Each line from the line with "What React, TypeScript" to the line with "border-b-2 border-[#151515] flex", inclusive, is to be repeated exactly; no other line and no picture belongs in the copy.

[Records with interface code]
* START *
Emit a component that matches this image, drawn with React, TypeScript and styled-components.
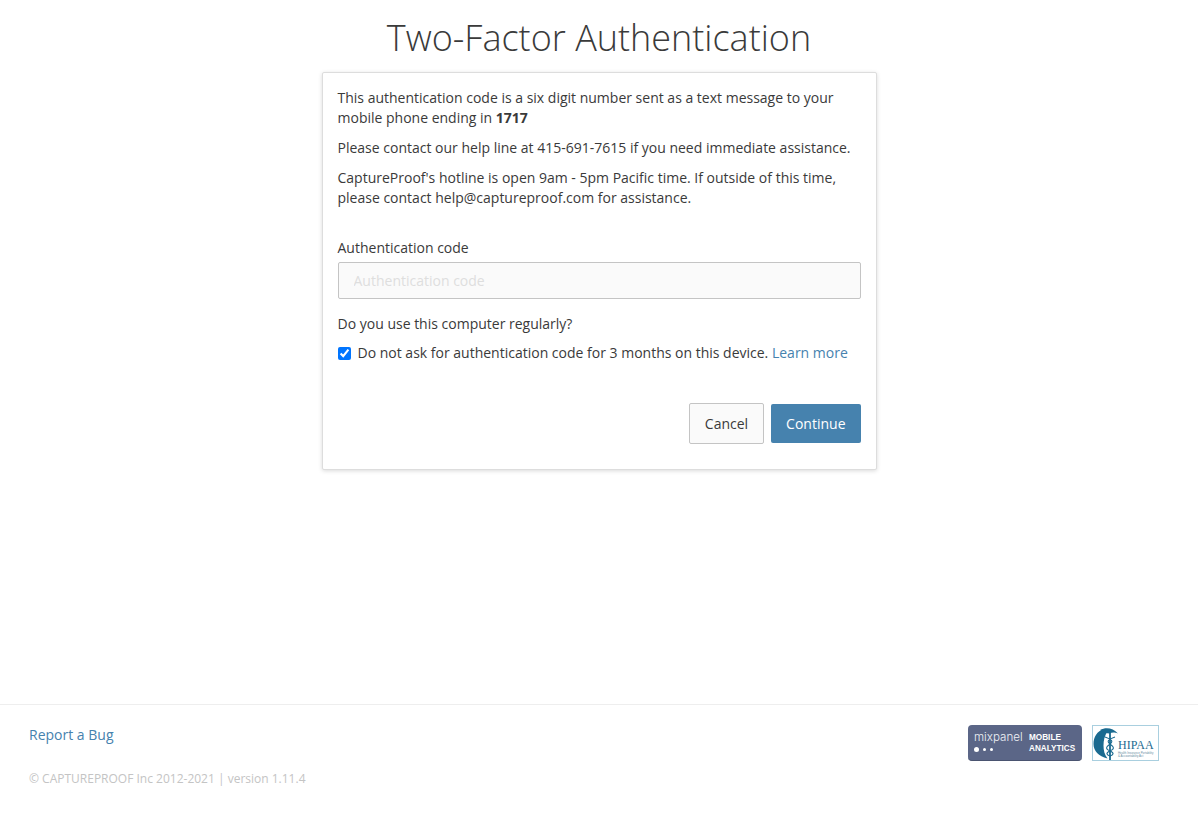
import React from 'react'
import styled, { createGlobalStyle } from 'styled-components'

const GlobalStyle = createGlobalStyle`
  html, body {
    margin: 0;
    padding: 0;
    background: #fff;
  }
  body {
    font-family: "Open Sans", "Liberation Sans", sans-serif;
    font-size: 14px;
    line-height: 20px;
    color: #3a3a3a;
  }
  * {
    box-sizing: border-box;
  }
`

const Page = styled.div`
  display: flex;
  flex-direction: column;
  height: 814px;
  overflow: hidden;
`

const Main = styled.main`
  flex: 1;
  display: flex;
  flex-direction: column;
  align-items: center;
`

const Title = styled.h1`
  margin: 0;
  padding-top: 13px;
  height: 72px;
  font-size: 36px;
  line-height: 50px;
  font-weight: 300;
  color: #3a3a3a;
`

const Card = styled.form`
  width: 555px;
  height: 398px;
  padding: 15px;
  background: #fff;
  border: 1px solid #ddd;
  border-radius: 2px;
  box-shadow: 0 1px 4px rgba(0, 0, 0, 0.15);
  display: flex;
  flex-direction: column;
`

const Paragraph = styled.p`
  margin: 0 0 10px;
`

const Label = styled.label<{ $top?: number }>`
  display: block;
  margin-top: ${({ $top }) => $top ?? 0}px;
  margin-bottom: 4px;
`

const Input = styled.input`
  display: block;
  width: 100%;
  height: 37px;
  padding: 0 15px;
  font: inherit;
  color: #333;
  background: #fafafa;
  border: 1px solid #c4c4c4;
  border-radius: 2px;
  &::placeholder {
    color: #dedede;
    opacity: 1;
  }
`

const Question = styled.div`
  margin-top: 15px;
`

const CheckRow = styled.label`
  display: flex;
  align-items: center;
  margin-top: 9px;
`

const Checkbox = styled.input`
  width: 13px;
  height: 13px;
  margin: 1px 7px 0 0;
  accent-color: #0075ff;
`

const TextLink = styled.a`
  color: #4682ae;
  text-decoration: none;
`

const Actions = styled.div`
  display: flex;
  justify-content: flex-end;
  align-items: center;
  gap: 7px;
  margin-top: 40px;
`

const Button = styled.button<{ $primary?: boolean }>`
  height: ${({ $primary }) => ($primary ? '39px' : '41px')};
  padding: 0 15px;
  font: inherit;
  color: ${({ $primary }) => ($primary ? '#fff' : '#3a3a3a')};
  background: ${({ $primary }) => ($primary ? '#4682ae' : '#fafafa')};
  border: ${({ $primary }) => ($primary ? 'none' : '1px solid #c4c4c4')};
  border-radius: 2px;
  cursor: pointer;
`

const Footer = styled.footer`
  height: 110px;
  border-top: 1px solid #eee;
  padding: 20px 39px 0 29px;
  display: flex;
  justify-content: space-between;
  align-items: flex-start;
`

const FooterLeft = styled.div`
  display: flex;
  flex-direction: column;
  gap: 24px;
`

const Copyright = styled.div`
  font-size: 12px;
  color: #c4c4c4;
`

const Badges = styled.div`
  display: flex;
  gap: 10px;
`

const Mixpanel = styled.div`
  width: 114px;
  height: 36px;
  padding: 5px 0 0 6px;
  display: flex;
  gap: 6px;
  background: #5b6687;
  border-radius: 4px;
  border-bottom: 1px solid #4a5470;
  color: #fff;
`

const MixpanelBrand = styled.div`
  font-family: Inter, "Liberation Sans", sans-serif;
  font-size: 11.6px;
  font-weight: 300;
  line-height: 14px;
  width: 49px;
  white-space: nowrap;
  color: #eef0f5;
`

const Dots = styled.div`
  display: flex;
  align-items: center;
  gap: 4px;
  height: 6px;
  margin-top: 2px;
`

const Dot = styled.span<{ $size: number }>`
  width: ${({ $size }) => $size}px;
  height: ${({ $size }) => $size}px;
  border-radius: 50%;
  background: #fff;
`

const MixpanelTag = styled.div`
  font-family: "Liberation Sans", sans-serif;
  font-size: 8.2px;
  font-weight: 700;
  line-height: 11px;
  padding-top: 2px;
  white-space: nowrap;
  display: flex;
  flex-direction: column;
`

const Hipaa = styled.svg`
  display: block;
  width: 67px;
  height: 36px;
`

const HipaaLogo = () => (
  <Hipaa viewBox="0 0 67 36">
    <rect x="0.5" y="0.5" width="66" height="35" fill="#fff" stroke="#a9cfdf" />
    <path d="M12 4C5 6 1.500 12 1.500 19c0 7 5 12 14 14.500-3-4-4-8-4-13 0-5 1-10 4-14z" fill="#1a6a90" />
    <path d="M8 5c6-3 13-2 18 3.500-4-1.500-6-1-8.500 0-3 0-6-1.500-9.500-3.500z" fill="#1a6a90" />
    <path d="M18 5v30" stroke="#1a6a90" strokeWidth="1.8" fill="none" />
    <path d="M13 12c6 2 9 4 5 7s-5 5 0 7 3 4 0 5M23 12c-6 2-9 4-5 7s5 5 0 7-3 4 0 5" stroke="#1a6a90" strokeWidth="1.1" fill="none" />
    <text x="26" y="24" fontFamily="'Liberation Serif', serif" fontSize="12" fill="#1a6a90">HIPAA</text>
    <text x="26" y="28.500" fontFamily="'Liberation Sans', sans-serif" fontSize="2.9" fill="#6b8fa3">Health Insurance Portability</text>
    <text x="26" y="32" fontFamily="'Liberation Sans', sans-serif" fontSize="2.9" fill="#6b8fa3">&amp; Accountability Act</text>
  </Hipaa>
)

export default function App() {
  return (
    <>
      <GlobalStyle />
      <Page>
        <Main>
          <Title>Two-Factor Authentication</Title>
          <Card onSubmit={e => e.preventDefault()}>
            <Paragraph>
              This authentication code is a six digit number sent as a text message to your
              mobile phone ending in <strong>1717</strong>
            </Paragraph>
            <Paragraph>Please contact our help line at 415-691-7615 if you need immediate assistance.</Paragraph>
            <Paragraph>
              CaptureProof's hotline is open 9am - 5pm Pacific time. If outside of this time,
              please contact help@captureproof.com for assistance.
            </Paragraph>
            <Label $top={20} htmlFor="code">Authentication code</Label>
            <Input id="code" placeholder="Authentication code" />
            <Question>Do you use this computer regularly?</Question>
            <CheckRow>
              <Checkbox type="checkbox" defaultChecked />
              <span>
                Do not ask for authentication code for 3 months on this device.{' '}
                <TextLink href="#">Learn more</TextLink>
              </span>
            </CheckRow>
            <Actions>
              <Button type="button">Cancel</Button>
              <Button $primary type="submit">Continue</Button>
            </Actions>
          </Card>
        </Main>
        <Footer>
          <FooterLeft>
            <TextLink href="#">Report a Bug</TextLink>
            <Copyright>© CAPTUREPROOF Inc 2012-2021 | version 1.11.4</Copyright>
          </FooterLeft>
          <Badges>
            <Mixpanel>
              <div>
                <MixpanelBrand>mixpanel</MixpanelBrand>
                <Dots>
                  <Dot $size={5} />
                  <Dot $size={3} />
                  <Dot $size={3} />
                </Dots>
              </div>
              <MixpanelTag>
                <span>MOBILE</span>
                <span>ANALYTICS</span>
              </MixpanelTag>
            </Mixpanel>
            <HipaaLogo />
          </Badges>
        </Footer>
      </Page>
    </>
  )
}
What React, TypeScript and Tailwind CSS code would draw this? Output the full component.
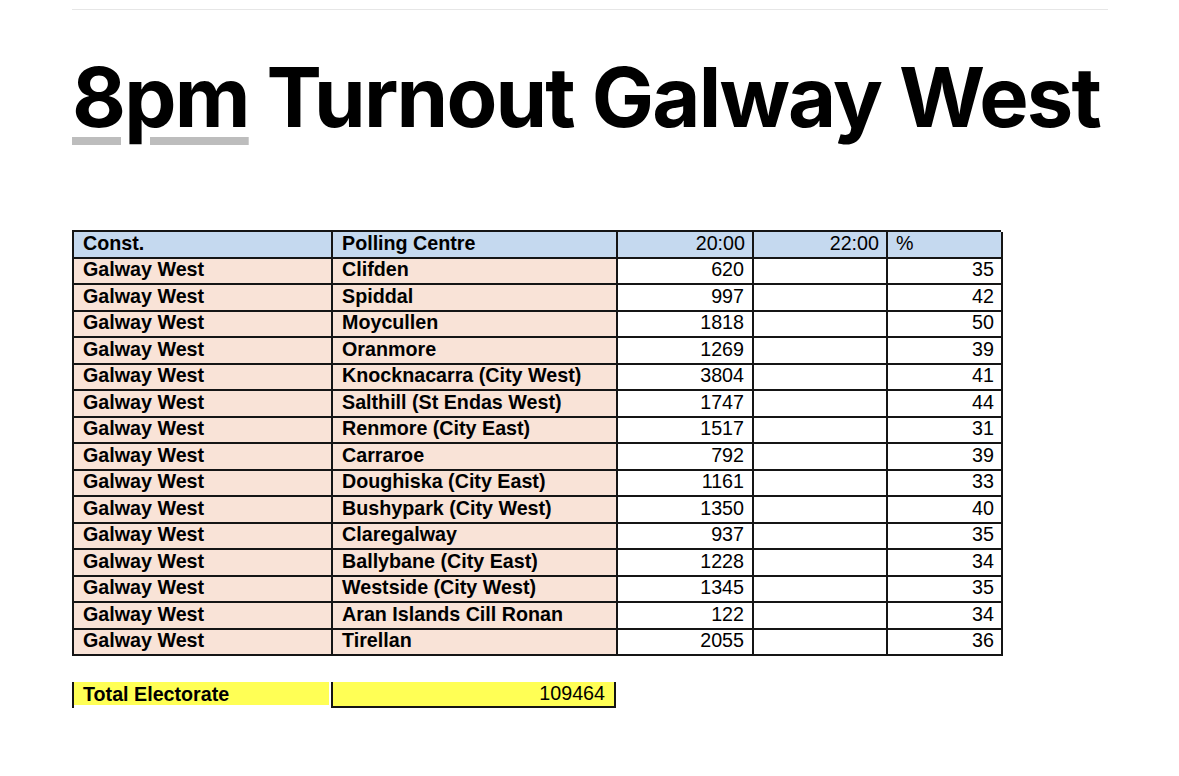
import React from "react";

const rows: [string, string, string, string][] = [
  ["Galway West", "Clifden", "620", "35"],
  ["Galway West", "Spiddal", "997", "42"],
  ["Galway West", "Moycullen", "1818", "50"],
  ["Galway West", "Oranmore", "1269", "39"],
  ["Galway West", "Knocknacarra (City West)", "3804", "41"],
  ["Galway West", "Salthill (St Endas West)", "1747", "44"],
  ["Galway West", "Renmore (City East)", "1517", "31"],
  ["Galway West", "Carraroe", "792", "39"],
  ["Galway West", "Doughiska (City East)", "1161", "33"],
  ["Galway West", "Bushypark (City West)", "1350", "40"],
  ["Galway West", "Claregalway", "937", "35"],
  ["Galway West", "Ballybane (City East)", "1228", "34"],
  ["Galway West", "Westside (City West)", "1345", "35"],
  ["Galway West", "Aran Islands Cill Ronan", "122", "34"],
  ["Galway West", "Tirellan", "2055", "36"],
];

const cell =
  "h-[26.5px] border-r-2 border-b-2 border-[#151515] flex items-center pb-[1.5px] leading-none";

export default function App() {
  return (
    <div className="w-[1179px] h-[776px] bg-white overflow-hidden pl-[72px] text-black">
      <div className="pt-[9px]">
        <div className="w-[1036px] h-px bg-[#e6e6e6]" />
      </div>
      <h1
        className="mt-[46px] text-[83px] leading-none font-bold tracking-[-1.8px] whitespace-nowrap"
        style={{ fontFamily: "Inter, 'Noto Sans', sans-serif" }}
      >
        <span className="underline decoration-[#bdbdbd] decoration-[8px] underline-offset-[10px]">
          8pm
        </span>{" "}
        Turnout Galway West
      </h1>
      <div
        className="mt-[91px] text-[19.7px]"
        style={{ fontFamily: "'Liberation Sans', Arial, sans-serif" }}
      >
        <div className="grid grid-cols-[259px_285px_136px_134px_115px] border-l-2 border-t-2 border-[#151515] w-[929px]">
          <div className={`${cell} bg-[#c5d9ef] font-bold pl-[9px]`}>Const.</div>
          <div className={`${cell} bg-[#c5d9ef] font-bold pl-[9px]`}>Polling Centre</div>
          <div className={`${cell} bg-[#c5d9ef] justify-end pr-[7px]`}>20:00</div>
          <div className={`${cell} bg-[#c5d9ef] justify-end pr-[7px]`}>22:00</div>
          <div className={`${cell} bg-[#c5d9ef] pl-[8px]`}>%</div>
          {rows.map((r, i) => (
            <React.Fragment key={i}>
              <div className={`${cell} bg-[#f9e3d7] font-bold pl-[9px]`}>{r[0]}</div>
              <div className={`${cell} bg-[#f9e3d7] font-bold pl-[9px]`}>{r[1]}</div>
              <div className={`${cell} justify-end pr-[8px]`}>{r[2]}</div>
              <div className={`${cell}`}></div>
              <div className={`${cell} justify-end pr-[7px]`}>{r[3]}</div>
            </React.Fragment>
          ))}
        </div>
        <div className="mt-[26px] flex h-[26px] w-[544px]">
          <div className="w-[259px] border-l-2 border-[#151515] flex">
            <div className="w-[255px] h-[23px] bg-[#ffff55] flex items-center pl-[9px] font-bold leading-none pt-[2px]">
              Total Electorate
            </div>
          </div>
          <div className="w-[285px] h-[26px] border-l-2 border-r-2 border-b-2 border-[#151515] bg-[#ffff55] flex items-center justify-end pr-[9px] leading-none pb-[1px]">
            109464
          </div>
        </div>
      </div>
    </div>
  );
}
* END *
__Response__.
What React, TypeScript and Tailwind CSS code would draw this? Output the full component.
import React from "react";

const rows: [string, string, string, string][] = [
  ["Galway West", "Clifden", "620", "35"],
  ["Galway West", "Spiddal", "997", "42"],
  ["Galway West", "Moycullen", "1818", "50"],
  ["Galway West", "Oranmore", "1269", "39"],
  ["Galway West", "Knocknacarra (City West)", "3804", "41"],
  ["Galway West", "Salthill (St Endas West)", "1747", "44"],
  ["Galway West", "Renmore (City East)", "1517", "31"],
  ["Galway West", "Carraroe", "792", "39"],
  ["Galway West", "Doughiska (City East)", "1161", "33"],
  ["Galway West", "Bushypark (City West)", "1350", "40"],
  ["Galway West", "Claregalway", "937", "35"],
  ["Galway West", "Ballybane (City East)", "1228", "34"],
  ["Galway West", "Westside (City West)", "1345", "35"],
  ["Galway West", "Aran Islands Cill Ronan", "122", "34"],
  ["Galway West", "Tirellan", "2055", "36"],
];

const cell =
  "h-[26.5px] border-r-2 border-b-2 border-[#151515] flex items-center pb-[1.5px] leading-none";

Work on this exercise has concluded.